In the room that has no honor
Donna reads comic books to Jackie, Pearl and May
Donna’s father has taken her to ride in an airplane on Sunday
She is strong too
I wanted to be her friend and she got mad at me
I gave her a piece of paper I found. It had words on it
“We must love one another"
If grandfather said this to me, I would do it
She plays cowgirls, with Jackie, Pearl and May
There is no one in my grade here
Donna reads Batman comics to us, but she did not read my bible paper.
Because I am so good, I am in the Honor Room

* * *

Once I read that the Taurean woman can be very stubborn. Being called stubborn used to make me ashamed until I was old enough to laugh about it. Maybe that’s why Donna Muse, who was the Tom girl among us, had other things to do than be my friend. I was very good but very stubborn about everything. We all admired Donna. She was a good reader and got comic books from her father.

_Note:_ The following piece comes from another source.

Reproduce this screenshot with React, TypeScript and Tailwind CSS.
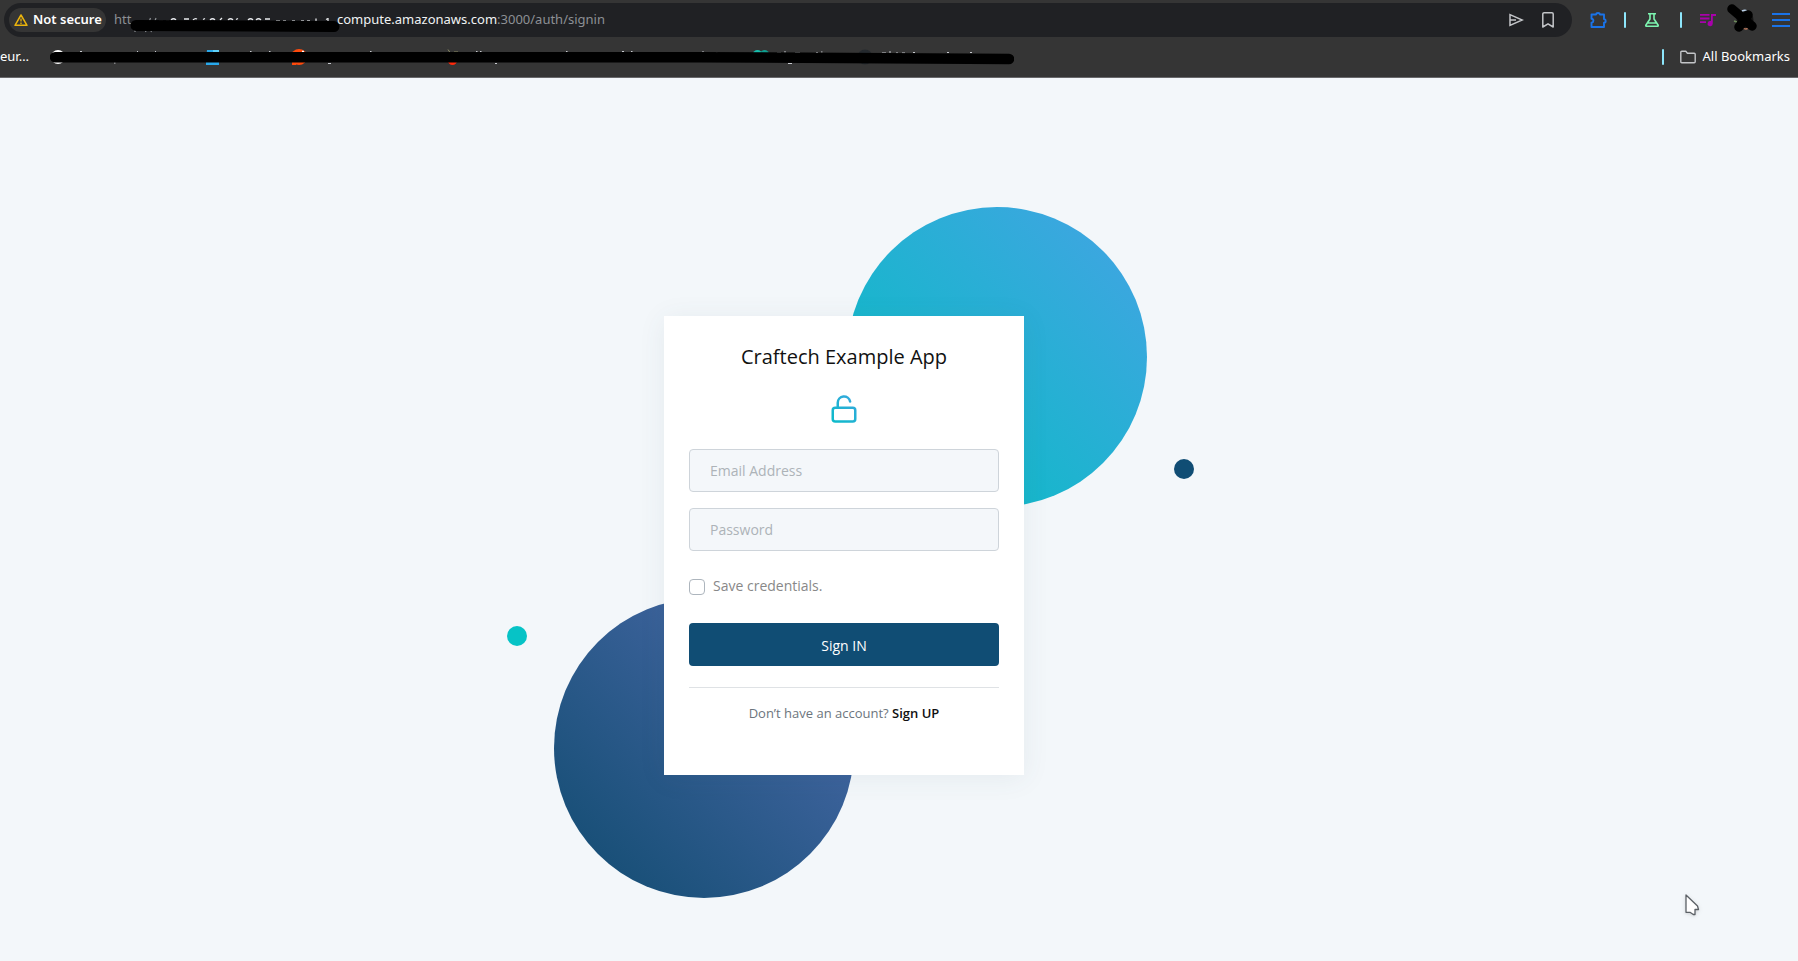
import type { ReactNode } from 'react';

function Divider() {
  return <span className="h-4 w-0.5 rounded-full bg-[#8de6fb]" />;
}

function IconButton({ label, className, children }: { label: string; className?: string; children: ReactNode }) {
  return (
    <button type="button" aria-label={label} className={`flex shrink-0 items-center justify-center ${className ?? ''}`}>
      {children}
    </button>
  );
}

function WarningIcon() {
  return (
    <svg width="14" height="12" viewBox="0 0 14 12" fill="none" aria-hidden="true">
      <path d="M7 1 13 11.3H1Z" stroke="#eab30c" strokeWidth="1.5" strokeLinejoin="round" />
      <path d="M7 4.4v3.2M7 8.6v1.3" stroke="#eab30c" strokeWidth="1.3" />
    </svg>
  );
}

function MaskedHost() {
  return (
    <svg width="205" height="34" viewBox="0 0 205 34" className="shrink-0 overflow-visible" aria-hidden="true">
      <g stroke="#8d9094" strokeWidth="1.2" fill="none">
        <path d="M3 27v2M18.5 15 13.5 29M24 15l-5 14" />
        <path d="M27 18h4M34 18h3" />
      </g>
      <g stroke="#e8eaed" strokeWidth="1.3" fill="none">
        <path d="M39 17q2.500-2.500 5 0M52 16h5M61 17q2-2 4-1M71 16.500l2-1M78 17q2.500-2.500 5 0M88 17l2-2M96 17q2.500-2.500 5 0M104 16.500l2-1M116 17q2.500-2.500 5 0M124 17q2.500-2.500 5 0M133 16h5M144 18h4M151 18h3M160 18h3M169 18h3M175 18h3M184 15.500v3M194 16.500l2-1M196 15v10" />
      </g>
      <path d="M4 22.500 202 23.500" stroke="#000" strokeWidth="11" strokeLinecap="round" />
    </svg>
  );
}

function MaskedBookmarks() {
  return (
    <svg width="964" height="20" viewBox="50 47 964 20" className="shrink-0" aria-hidden="true">
      <circle cx="58" cy="57" r="7" fill="#fff" />
      <path d="M207 50h12v15h-13v-5z" fill="#29a8ea" />
      <path d="M213 50h6v2h-6z" fill="#5fd0f7" />
      <circle cx="299" cy="57" r="8" fill="#ff4a0c" />
      <path d="M292 61h4v4h-4z" fill="#ff4a0c" />
      <path d="M302 51.500h2" stroke="#fff" strokeWidth="1.500" />
      <path d="M448 61h9a4.500 4 0 0 1-9 0" fill="#ff2a0c" />
      <path d="M448 49.500l2 3M454 52h4" stroke="#8a8a62" strokeWidth="1" />
      <circle cx="757.500" cy="54.500" r="4.500" fill="#17bfae" />
      <circle cx="764.500" cy="54.500" r="4.500" fill="#0f9f90" />
      <circle cx="865" cy="57" r="7.500" fill="#24292e" />
      <g stroke="#c9cbd0" strokeWidth="1">
        <path d="M80 51.500h2M137 51.500h1M155 51.500h1M250 51.500h1.500M269 51.500h1.500M370 51.500h1.500M476 51.500h1.500M480 51.500h1.500M566 51.500h1.500M622 51.500h2M631 51.500h1.500M662 52.500h3M670 52.500h4M680 52.500h2M686 52.500h2M702 52h2M716 52.500h1.500M777 53h4M784 52h2M795 53h5M816 52.500h2M821 52h1.500M882 53h4M889 52h2M896 53h2M902 53h3M913 52.500h2M947 52.500h2M970 52.500h2" />
        <path d="M114 63h1.500M328 63.500h3M495 63.500h2M788 63.500h4" />
      </g>
      <path d="M55 57.200H700L1009 59" fill="none" stroke="#000" strokeWidth="10.500" strokeLinecap="round" />
    </svg>
  );
}

function BrowserBar() {
  return (
    <header className="flex h-[78px] shrink-0 flex-col overflow-hidden border-b border-[#68686b] bg-[#353535] pt-[3px] font-['Noto_Sans',sans-serif] text-[13px] text-white">
      <div className="flex items-center pl-1 pr-2">
        <div className="flex h-[34px] flex-1 items-center overflow-hidden rounded-full bg-[#202124] pl-[5px] pr-3.5">
          <button type="button" className="flex h-6 w-[97px] shrink-0 items-center gap-[5px] rounded-full bg-[#353535] pl-[5px] font-semibold">
            <WarningIcon />
            <span className="whitespace-nowrap">Not secure</span>
          </button>
          <div className="ml-2 flex items-center whitespace-nowrap text-[#8d9094]">
            <span className="w-[18px]">htt</span>
            <MaskedHost />
            <span className="text-[#f1f3f4]">compute.amazonaws.com</span>
            <span>:3000/auth/signin</span>
          </div>
          <IconButton label="Share this page" className="ml-auto size-5">
            <svg width="16" height="16" viewBox="0 0 16 16" fill="none" stroke="#c3c5c8" strokeWidth="1.500">
              <path d="M2 2.600 14.300 8 2 13.400V2.600ZM2.500 8H8" />
            </svg>
          </IconButton>
          <IconButton label="Bookmark this page" className="ml-3 size-5">
            <svg width="14" height="18" viewBox="0 0 14 18" fill="none" stroke="#c3c5c8" strokeWidth="1.500" strokeLinejoin="round">
              <path d="M1.800 3a1.300 1.300 0 0 1 1.300-1.300h7.800A1.300 1.300 0 0 1 12.200 3v13L7 12.800 1.800 16Z" />
            </svg>
          </IconButton>
        </div>
        <div className="flex items-center pl-4">
          <IconButton label="Extensions" className="mr-4 size-5">
            <svg width="18" height="18" viewBox="0 0 18 18" fill="none" stroke="#1a73e8" strokeWidth="1.900" strokeLinejoin="round">
              <path d="M2.500 3.500H7Q7.200 2 9 2t2 1.500h4V8q1.700.2 1.700 1.900T15 11.700V16H2.500v-4.200q1.900-.3 1.900-2T2.500 7.800Z" />
            </svg>
          </IconButton>
          <Divider />
          <IconButton label="Labs" className="ml-4 mr-[18px] size-5">
            <svg width="16" height="16" viewBox="0 0 16 16" fill="none" stroke="#7df5b0" strokeWidth="1.600" strokeLinejoin="round">
              <path d="M4 1.800h8M6 2v5L1.800 13.200Q1.600 14.200 2.600 14.200h10.800q1 0 .8-1L10 7V2M4 11h8" />
            </svg>
          </IconButton>
          <Divider />
          <IconButton label="Media controls" className="ml-4 mr-2 size-5">
            <svg width="16" height="16" viewBox="0 0 16 16" fill="#a900ab">
              <path d="M0 2h9.500v1.800H0zM0 5.600h9.500v1.800H0zM0 9.200h6v1.800H0zM11 2h5v2h-3.200v7.600a2.600 2.600 0 1 1-1.800-2.500z" />
            </svg>
          </IconButton>
          <IconButton label="Profile" className="h-[34px] w-8">
            <svg width="32" height="34" viewBox="1726 3 32 34" fill="none">
              <circle cx="1745" cy="20" r="8.500" fill="#151515" />
              <path d="M1742 11q3-1.500 5 0" stroke="#b9d0e8" strokeWidth="1.500" />
              <path d="M1743 28q3 2 5 0" stroke="#b5745a" strokeWidth="1.500" />
              <path d="M1734 21l3 1" stroke="#6d8a5c" strokeWidth="1.500" />
              <path d="M1732 9 1752 26M1748 15 1739 27" stroke="#000" strokeWidth="9.500" strokeLinecap="round" />
            </svg>
          </IconButton>
          <IconButton label="Menu" className="ml-3.5 h-5 w-[18px]">
            <svg width="18" height="16" viewBox="0 0 18 16" stroke="#1a73e8" strokeWidth="2">
              <path d="M0 2h18M0 8h18M0 14h18" />
            </svg>
          </IconButton>
        </div>
      </div>
      <div className="flex flex-1 items-center whitespace-nowrap pr-2">
        <span className="w-[50px] shrink-0">eur…</span>
        <MaskedBookmarks />
        <div className="ml-auto flex items-center gap-4">
          <Divider />
          <button type="button" className="flex items-center gap-1.5">
            <svg width="16" height="14" viewBox="0 0 16 14" fill="none" stroke="#c3c5c8" strokeWidth="1.400" strokeLinejoin="round" aria-hidden="true">
              <path d="M.8 2.300Q.8 1.300 1.800 1.300h4l1.600 1.900h6.800q1 0 1 1v7.500q0 1-1 1H1.800q-1 0-1-1Z" />
            </svg>
            All Bookmarks
          </button>
        </div>
      </div>
    </header>
  );
}

function UnlockIcon() {
  return (
    <svg width="30" height="30" viewBox="0 0 24 24" fill="none" stroke="url(#lock-fill)" strokeWidth="2" strokeLinecap="round" strokeLinejoin="round" aria-hidden="true">
      <defs>
        <linearGradient id="lock-fill" gradientUnits="userSpaceOnUse" x1="22" y1="0" x2="2" y2="22">
          <stop offset="0" stopColor="#3ba6e0" />
          <stop offset="1" stopColor="#0bbbc9" />
        </linearGradient>
      </defs>
      <rect x="3" y="11" width="18" height="11" rx="2" />
      <path d="M7 11V7a5 5 0 0 1 9.900-1" />
    </svg>
  );
}

const fieldClass =
  'h-[43px] w-full rounded border border-[#ced4da] bg-[#f4f7fa] px-5 text-sm text-[#495057] outline-none placeholder:text-[#adb3b8] focus:border-[#104d74]';

function SignInCard() {
  return (
    <form
      onSubmit={(event) => event.preventDefault()}
      className="relative flex flex-col items-center bg-white px-[25px] pb-[52px] pt-[25px] shadow-[0_3px_26px_rgba(69,90,100,0.08)]"
    >
      <h1 className="text-xl leading-8 text-[#111]">Craftech Example App</h1>
      <div className="mb-[25px] mt-[21px]">
        <UnlockIcon />
      </div>
      <div className="flex w-full flex-col gap-4">
        <input type="email" aria-label="Email Address" placeholder="Email Address" className={fieldClass} />
        <input type="password" aria-label="Password" placeholder="Password" className={fieldClass} />
      </div>
      <div className="mt-[25px] flex w-full gap-2">
        <input id="save" type="checkbox" className="mt-[3px] size-4 appearance-none rounded border border-[#adb5bd] bg-white checked:bg-[#104d74]" />
        <label htmlFor="save" className="text-sm leading-5 text-[#888]">
          Save credentials.
        </label>
      </div>
      <button type="submit" className="mt-[27px] h-[43px] w-full rounded bg-[#104d74] pt-0.5 text-sm text-white">
        Sign IN
      </button>
      <hr className="mt-[21px] w-full border-[#dfe2e5]" />
      <p className="mt-[15px] text-[13px] leading-5 text-[#6c757d]">
        Don’t have an account?{' '}
        <a href="#signup" className="font-semibold text-[#111]">
          Sign UP
        </a>
      </p>
    </form>
  );
}

export default function App() {
  return (
    <div className="flex min-h-screen flex-col overflow-hidden font-['Open_Sans',sans-serif]">
      <BrowserBar />
      <main className="relative flex flex-1 items-center justify-center bg-[#f3f7fa] pr-[110px] pt-[52px]">
        <div className="relative w-[360px]">
          <span className="absolute -top-[109px] left-[183px] size-[300px] rounded-full bg-[linear-gradient(-135deg,#44a3e4_0%,#03bfc1_100%)]" />
          <span className="absolute left-[510px] top-[143px] size-5 rounded-full bg-[#104d74]" />
          <span className="absolute -left-[157px] top-[310px] size-5 rounded-full bg-[#06c3c6]" />
          <span className="absolute -left-[110px] top-[282px] size-[300px] rounded-full bg-[linear-gradient(-135deg,#4f6cae_0%,#104b6f_100%)]" />
          <SignInCard />
        </div>
        <svg width="18" height="26" viewBox="0 0 18 26" className="absolute bottom-[42px] right-[96px] drop-shadow" aria-hidden="true">
          <path d="M2 2v17.300h4l3.300 2.200H11v-5h3.500L13.500 13Z" fill="#fff" stroke="#5c6166" strokeWidth="1.300" strokeLinejoin="round" />
        </svg>
      </main>
    </div>
  );
}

We gathered around her like ants making a circle round a drop of honey. We learned about Nancy, Superman, Spiderman, and Batman. She was our “Wonderwoman” “wide, strong and smart. We were the same age, but she had skipped a grade and left me without my own age mate. Still, she shared a dorm with three younger children, while I who was so good was in the honor room, miserably ostracised by Olive and Lucy.

Before supper time, a Senior girl would come on duty to help us wash and clean up. When it was Alice Parberry, she read us The Secret Garden in which the crippled girl found her friend Peter and together they made the dormant garden bloom.

I didn’t know that I longed for a friend too and was learning to be as cruel as my two roommates.

With a husband for a roommate, most of our lives together, I have never been tactful when angry. I insult, accuse, blame and demean, as though he will be just as ashamed as I would be, if my deceased Prussian grandfather or the imposing Mrs. Gradler would scold me. It was never safe for me to be anything but very good as a child, so I was always getting isolated from the group with rewards, but when I got my own Peter to help me make dormant things bloom, I cut to the quick.